MFAA welcomes AFCA's new lower fee model

New user pay system lowers burden on smaller firms, it is suggested

MFAA welcomes AFCA's new lower fee model

AFCA’s proposed new user-pays fee structure will lower the overall complaint fees paid by mortgage and finance brokers and is a positive outcome for the industry, said the MFAA.

Mike Felton (pictured), the CEO of the MFAA, was responding to significant changes to the fees model proposed by the Australian Financial Complaints Authority, the non-government ombudsman that provides independent help to settle financial disputes. AFCA is seeking members’ feedback on the model until April 22.

All Australian financial firms must be members of AFCA by law and are required to pay a membership levy and other complaint-related charges to contribute to operating costs.
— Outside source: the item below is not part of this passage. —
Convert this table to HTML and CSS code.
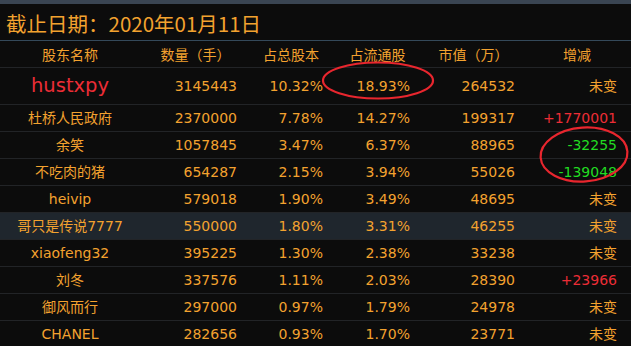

Felton said there had been issues regarding the fairness of AFCA’s current fee structure.

“Members have been required to pay complaint fees regardless of whether or not you’re at fault,” said Felton. “Some of you are feeling compelled to make unwanted settlement offers purely to avoid an escalation in fees, which is not a healthy situation at all.”

Felton said over the last few years the MFAA had actively engaged with both AFCA and the Treasury regarding the fairness of the fee structure, with Treasury conducting a full review of AFCA operations last year and presenting a report in November.

The report dealt with the AFCA model and said AFCA should not disincentivise financial firms from defending complaints they considered did not have merit, and should take into account the circumstances of small financial firms, both points that MFAA had made in its feedback.

“It’s a really good outcome for mortgage and finance brokers and will see our industry paying less,” Felton said.  “It reflects a lot of hard work the MFAA has done over an extended period but also reflects a number of our suggested changes.”

He said the new funding has three core components but with some noticeable differences.

Under the current model, AFCA members pay a membership levy of about $376, which escalates depending on the size of the business and can reach up to $30,000 for larger broker aggregators. There is also a fee of $65 per authorised credit representative.

Felton said the levy would be replaced with a flat annual registration fee of $376, with no escalation based on business size and a flat $65 per rep.

“Complaint fees is where the most noticeable change is. At present you pay fees from the first matter with no free matters,” he said.

“However, going forward each member will get five free complaints, that’s at the licensee level which is along the lines of the old CIO structure but with even more free complaints than that had.

“Complaint fees have also been simplified and lowered. That will only kick in, of course, from the sixth complaint onwards and they’ve taken steps to remove complaints earlier out of the system where they do not have merit or cause loss.”

The third component of the fee structure was the user charger levy. Felton said, in the past, frequent users – those with three or more complaints - would pay an additional levy: the user charge levy. Under the new structure that would now be increased to six or more complaints.

“While it will lower the overall fees that our industry is paying to AFCA, that is the right outcome,” Felton said. “It is not mortgage brokers that are clogging up the AFCA workflows and using EDR resources.

“Of course no solution is ever perfect but we do think this is a good one for our industry. It is more beneficial to smaller licensees but, at the end of the day, it is smaller licensees that are more vulnerable to the impact of complaint fees where they are not at fault.”

AFCA said under the model about 90% of members would see a positive or neutral impact on total cost. One in five members would experience a decrease in fees.

About 10% – the very largest financial institutions which make most use of AFCA’s services – would experience an increased cost that more accurately reflected their usage, addressing cross-subsidisation of larger firms by smaller members.

“It’s a fair, transparent and equitable model that is supported by strong data and modelling,” AFCA chief ombudsman and CEO David Locke told a webinar for members last week.

“We have listened to what you have told us over the past few years and this has been used to design a model that rewards good performance and early resolution, and apportions fees fairly based on use of AFCA’s services.”

Under the proposed model, 66% of fees would be recovered from the 2.5% of AFCA’s members that represent 66% of all complaints received by AFCA.

The model would reduce the burden on small members like financial planning firms and brokers, as well as other less frequent users of the scheme through its user-pays approach and the buffer of five free complaints.

Overall, 95% of licensed financial firm members of the AFCA external dispute resolution scheme would pay only their annual registration fee each year, currently estimated to be $376 for the coming financial year. Among authorised credit representatives, 99.9% would pay only $65.98 annually – steady with their current annual membership levy.

AFCA will be taking feedback from members on the proposed model until 22 April. The model will then be put to AFCA’s independent board in May, for a decision. Any changes would take effect from July 01, 2022.